Podkreślił, że jego decyzja jest przemyślana i długo rozmawiał z prezesem NBP Adamem Glapińskim. "Wykazał pełne zrozumienie dla mojej decyzji" - powiedział Chrzanowski. Podkreślił: "praca w RPP była dla mnie zaszczytem".
Na początku września Chrzanowski zrezygnował z członkostwa w RPP, ale w drugiej połowie września wycofał swój wniosek. W związku z tym senacka Komisja Budżetu i Finansów Publicznych zakończyła postępowanie w tej sprawie. 5 października wpłynął do komisji kolejny wniosek ws. odwołania Chrzanowskiego, komisja tego samego dnia zaopiniowała go pozytywnie.
I to właśnie kwestia ponownego złożenia wniosku o rezygnację była głównym przedmiotem pytań senatorów. Przewodniczący senackiej Komisji Budżetu i Finansów Publicznych Grzegorz Bierecki podkreślił, że regulamin nie wymaga uzasadnienia decyzji o rezygnacja z funkcji członka RPP. Dodał, że na komisji Chrzanowski wyjaśnił, iż rezygnuje z powodów osobistych, nikt z komisji nie uważał za stosowne dopytywanie o szczegóły.

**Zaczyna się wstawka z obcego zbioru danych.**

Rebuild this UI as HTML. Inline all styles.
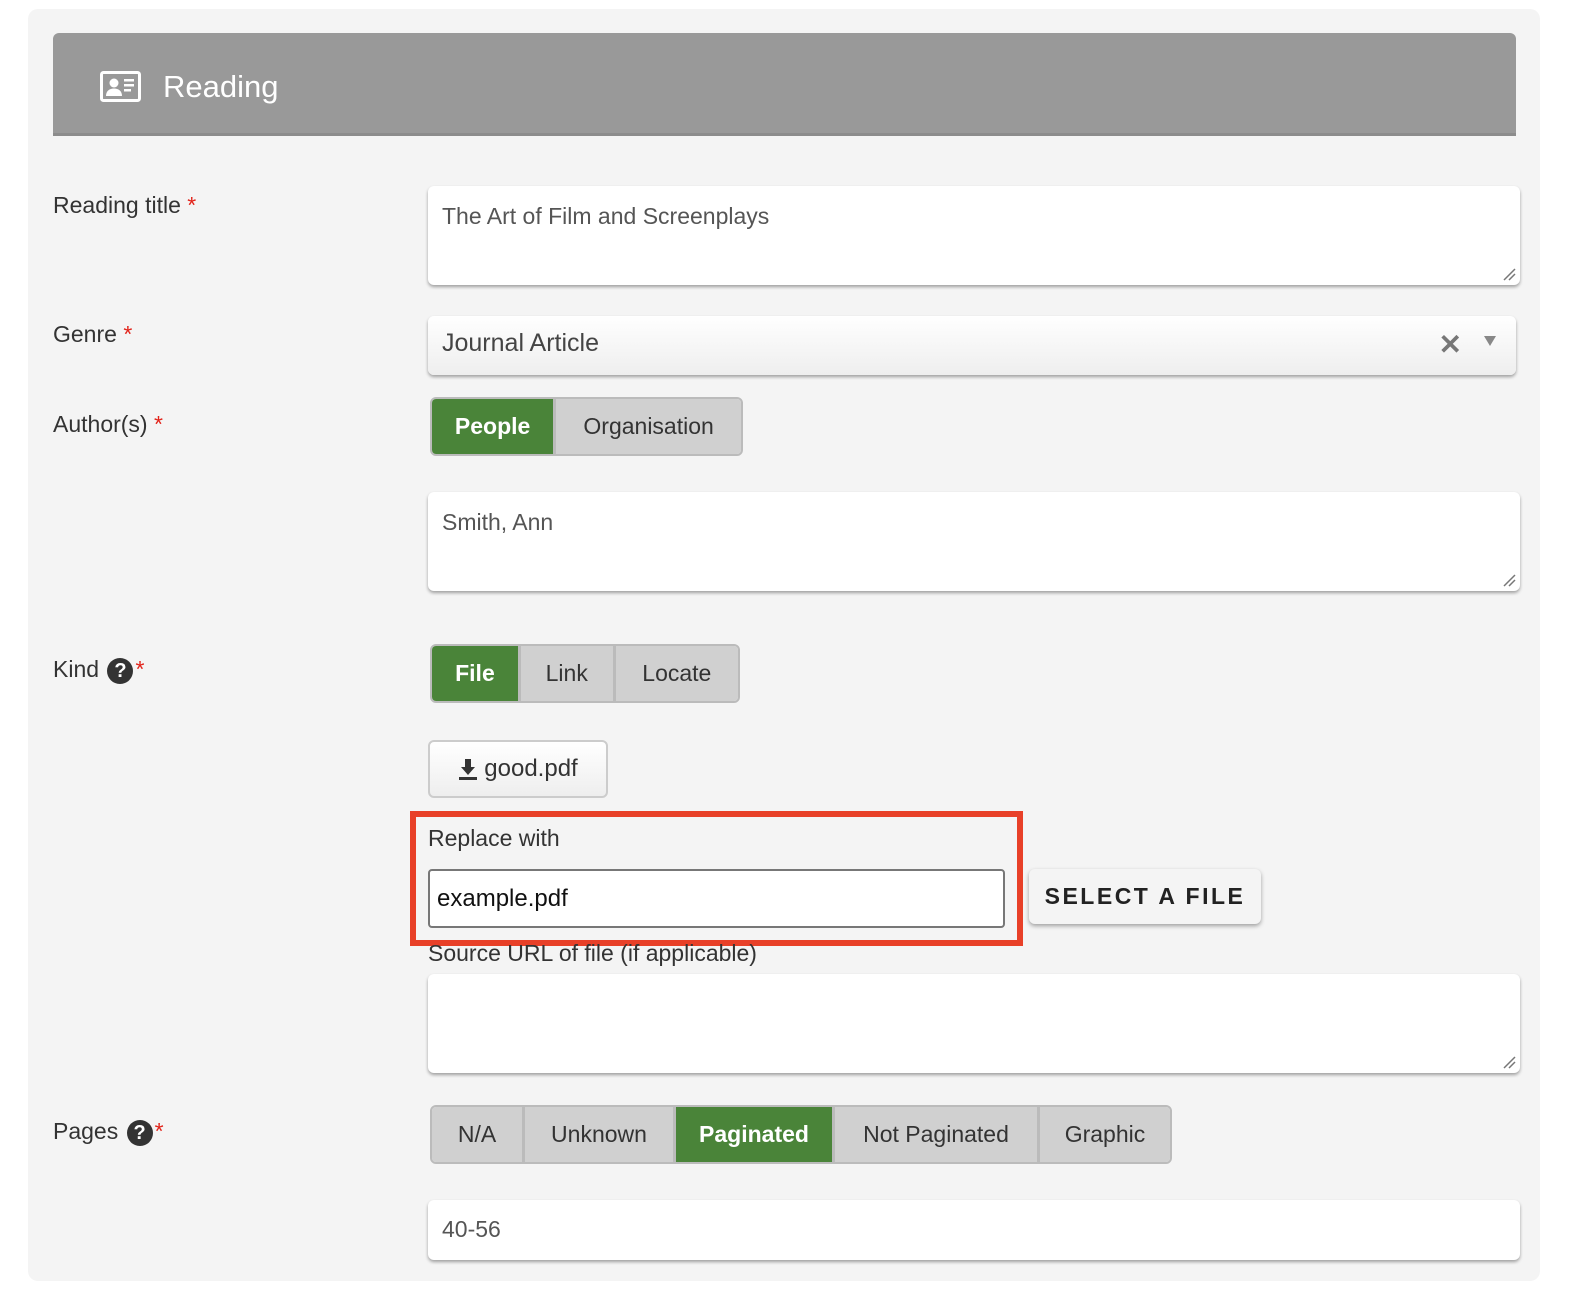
<!DOCTYPE html>
<html><head><style>
*{box-sizing:border-box;margin:0;padding:0}
body{width:1576px;height:1290px;background:#fff;font-family:"Liberation Sans",sans-serif;position:relative;overflow:hidden;color:#333}
.panel{position:absolute;left:28px;top:9px;width:1512px;height:1272px;background:#f4f4f4;border-radius:10px}
.hdr{position:absolute;left:53px;top:33px;width:1463px;height:103px;background:#999;border-radius:6px 6px 0 0;border-bottom:3px solid #8c8c8c}
.hdr span{position:absolute;left:110px;top:36px;color:#fff;font-size:31px}
.lbl{position:absolute;left:53px;font-size:23px;color:#333}
.star{color:#e2231a}
.box{position:absolute;background:#fff;border-radius:6px;box-shadow:0 2px 3px rgba(0,0,0,.35);font-size:23px;color:#555;padding:17px 14px}
.grip{position:absolute;right:4px;bottom:4px;width:14px;height:14px}
.seg{position:absolute;height:59px;display:flex;border:2px solid #bbb;border-radius:6px;overflow:hidden}
.seg div{background:#d0d0d0;font-size:23px;color:#333;display:flex;align-items:center;justify-content:center;border-right:3px solid #bbb}
.seg div:last-child{border-right:none}
.seg .on{background:#4a8439;color:#fff;font-weight:bold}
.q{display:inline-block;width:26px;height:26px;border-radius:50%;background:#333;color:#fff;font-size:20px;font-weight:bold;text-align:center;line-height:26px;vertical-align:middle;margin:0 2px}
</style></head><body>
<div class="panel"></div>
<div class="hdr">
<svg style="position:absolute;left:47px;top:38px" width="41" height="31" viewBox="0 0 41 31"><rect x="1.5" y="1.5" width="38" height="28" rx="2" fill="none" stroke="#fff" stroke-width="3"/><circle cx="14" cy="12" r="4.5" fill="#fff"/><path d="M6 25c0-5 3.5-7.5 8-7.5s8 2.5 8 7.5z" fill="#fff"/><rect x="24" y="8" width="10" height="2.5" fill="#fff"/><rect x="24" y="13" width="10" height="2.5" fill="#fff"/><rect x="24" y="18" width="7" height="2.5" fill="#fff"/></svg>
<span>Reading</span></div>

<div class="lbl" style="top:192px">Reading title <span class="star">*</span></div>
<div class="box" style="left:428px;top:186px;width:1092px;height:99px">The Art of Film and Screenplays<svg class="grip" viewBox="0 0 14 14"><path d="M2 13L13 2M7 13L13 7" stroke="#777" stroke-width="1.5"/></svg></div>

<div class="lbl" style="top:321px">Genre <span class="star">*</span></div>
<div class="box" style="left:428px;top:316px;width:1088px;height:59px;background:linear-gradient(#fff,#eee);font-size:25px;color:#444;padding:13px 14px">Journal Article
<span style="position:absolute;right:54px;top:12px;color:#777;font-size:28px;font-weight:bold">✕</span>
<span style="position:absolute;right:20px;top:20px;width:0;height:0;border-left:6px solid transparent;border-right:6px solid transparent;border-top:10px solid #888"></span></div>

<div class="lbl" style="top:411px">Author(s) <span class="star">*</span></div>
<div class="seg" style="left:430px;top:397px;width:313px"><div class="on" style="width:125px">People</div><div style="width:186px">Organisation</div></div>
<div class="box" style="left:428px;top:492px;width:1092px;height:99px">Smith, Ann<svg class="grip" viewBox="0 0 14 14"><path d="M2 13L13 2M7 13L13 7" stroke="#777" stroke-width="1.5"/></svg></div>

<div class="lbl" style="top:656px">Kind <span class="q">?</span><span class="star">*</span></div>
<div class="seg" style="left:430px;top:644px;width:310px"><div class="on" style="width:90px">File</div><div style="width:96px">Link</div><div style="width:124px">Locate</div></div>

<div style="position:absolute;left:428px;top:740px;width:180px;height:58px;border:2px solid #ccc;border-radius:6px;background:linear-gradient(#fff,#eee);font-size:24px;color:#333;display:flex;align-items:center;justify-content:center;gap:6px">
<svg width="20" height="24" viewBox="0 0 20 24"><path d="M7 2h6v8h4l-7 8-7-8h4z" fill="#333"/><rect x="1" y="20" width="18" height="3" fill="#333"/></svg>good.pdf</div>

<div style="position:absolute;left:410px;top:811px;width:613px;height:135px;border:6px solid #e84028"></div>
<div style="position:absolute;left:428px;top:825px;font-size:23px;color:#333">Replace with</div>
<div style="position:absolute;left:428px;top:869px;width:577px;height:59px;border:2px solid #777;border-radius:4px;background:#fff;font-size:24px;color:#111;padding:14px 7px">example.pdf</div>
<div style="position:absolute;left:1029px;top:869px;width:232px;height:55px;background:#f4f4f4;border-radius:6px;box-shadow:0 2px 4px rgba(0,0,0,.35);font-size:23px;font-weight:bold;letter-spacing:2.5px;color:#222;display:flex;align-items:center;justify-content:center">SELECT A FILE</div>
<div style="position:absolute;left:428px;top:940px;font-size:23px;color:#333">Source URL of file (if applicable)</div>
<div class="box" style="left:428px;top:974px;width:1092px;height:99px"><svg class="grip" viewBox="0 0 14 14"><path d="M2 13L13 2M7 13L13 7" stroke="#777" stroke-width="1.5"/></svg></div>

<div class="lbl" style="top:1118px">Pages <span class="q">?</span><span class="star">*</span></div>
<div class="seg" style="left:430px;top:1105px;width:742px"><div style="width:93px">N/A</div><div style="width:151px">Unknown</div><div class="on" style="width:159px">Paginated</div><div style="width:205px">Not Paginated</div><div style="width:130px">Graphic</div></div>
<div class="box" style="left:428px;top:1200px;width:1092px;height:60px;padding:16px 14px">40-56</div>
</body></html>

Chrzanowski odpowiadając na pytania senatorów podkreślił, że "jakiekolwiek kwestie, domyślenia" na temat jego powodów związanych z pracą naukową nie mają żadnych podstaw. "Dopiero dzisiaj o czymś takim się dowiaduje" - powiedział Chrzanowski. Odniósł się w ten sposób do wypowiedzi senatora PO Jana Rulewskiego, który podczas dyskusji pytał, czy prawdą jest, że pierwsza decyzja o rezygnacji z RPP podyktowana była chorobą, a "teraz jest sprawa nowych okoliczności ujawnionych z plagiatem pracy naukowej".
"Nie ma też żadnego konfliktu, żadnych problemów w pracy NBP, Rada pracuje bardzo dobrze, merytorycznie. Przyczyny mojej rezygnacji są czysto osobiste i nie chciałbym na forum publicznym ich wyjaśniać. Natomiast zapewniam państwa, że nie są to przyczyny związane z kwestiami służbowymi" - powtórzył Chrzanowski.
Uzupełnienie składu RPP powinno nastąpić nie później niż trzy miesiące od odwołania członka Rady - napisano w ustawie o NBP. Z regulaminu Senatu wynika z kolei, że po odwołaniu członka RPP marszałek wyznaczy termin na składanie wniosków o powołanie nowego członka Rady i będzie on trwał od 14 do 30 dni.